If the only thing the intermediary could discover is which bank you use and absolutely nothing that could allow them to steal your money, who needs Paypal? The fact that it doesn't work like that is the scam.

I don't use Paypal. My credit cards protect me from fraud. And it rarely happens. In fact it's been well over a decade since I had a fraudulent charge on any of my payment cards. Funny how when there's motivation, protection happens.
> My credit cards protect me from fraud.

Your credit card protect you against nothing. Reimbursement in case of fraud is not fraud protection, it is just bare minimal customer service.

In fact, the first thing your bank will do when your credit card number has been leaked and was used for a fraud... is to replace your credit card.

Because they know that, when the number is in the wild, it will happen again. The system is inherently insecure in case of dataleak.

Visa and Mastercard spent decades and millions constructing systems like "3D secure" supposed to protect again that by enforcing external authentication factors. But since the system is not enforced in every country, it is still a problem today.

I'm not trying to be snarky, but it sounds like you have never had to implement an online payment system directly using a merchant account. If you've only used something like Stripe, there's a lot of requirements and compliance that the card companies do that has been abstracted away.

Visa & Mastercard have pretty singularly forced online payments to the level of security they are currently at. PCI compliance is pretty much solely driven by the card companies. If your payment details leak then yes, they want to issue you a new card. Half of that is making the customer feel better, but the other half is that the secrets need to be rotated since they've been exposed. SSH keys aren't vulnerable if generated properly, but if you expose the private key then the key needs rotated.

If you actually follow PCI compliance standards, there is no way to leak a customer's full payment details that I'm aware of. You could still leak other PII, but card # and CVC are something you can't access even with admin privileges on your recurring billing app.

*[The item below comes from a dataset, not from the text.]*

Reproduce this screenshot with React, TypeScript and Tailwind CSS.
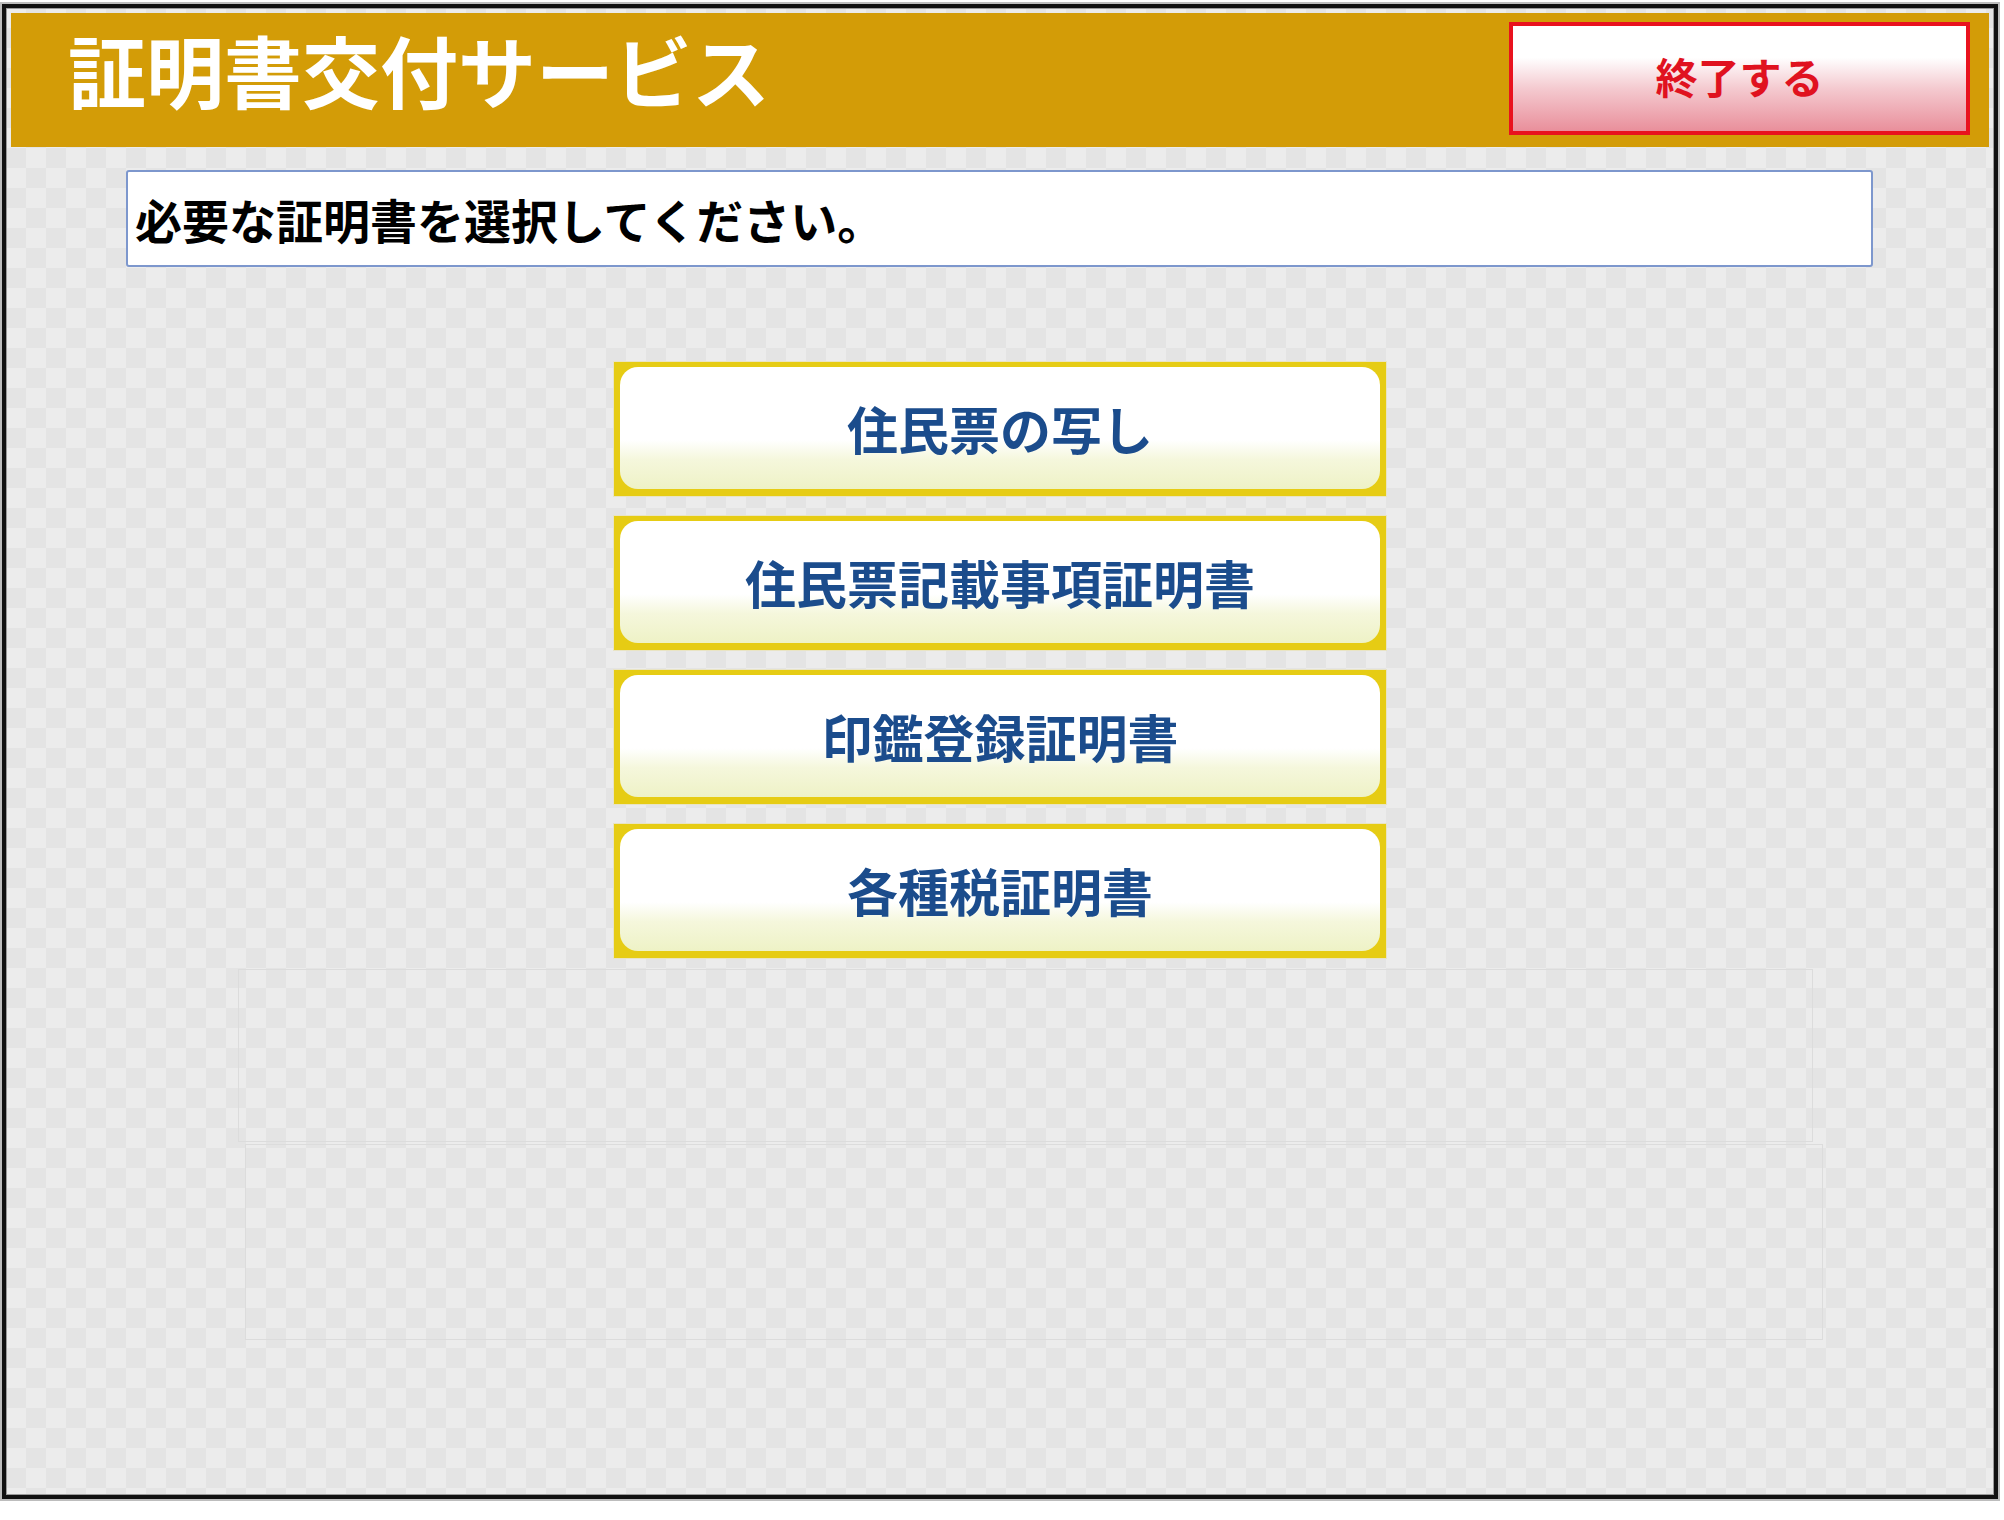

So the card companies do quite a lot to protect against fraud and make people comfortable using their cards for online purchases. They just do this by requiring merchants to follow specific minimum practices. I'm not trying to glaze them, there is more they could do; and they do this to protect their bottom line. But fraud charges cost them a lot of money, and their interests align with consumers in this case to prevent fraud as much as they can.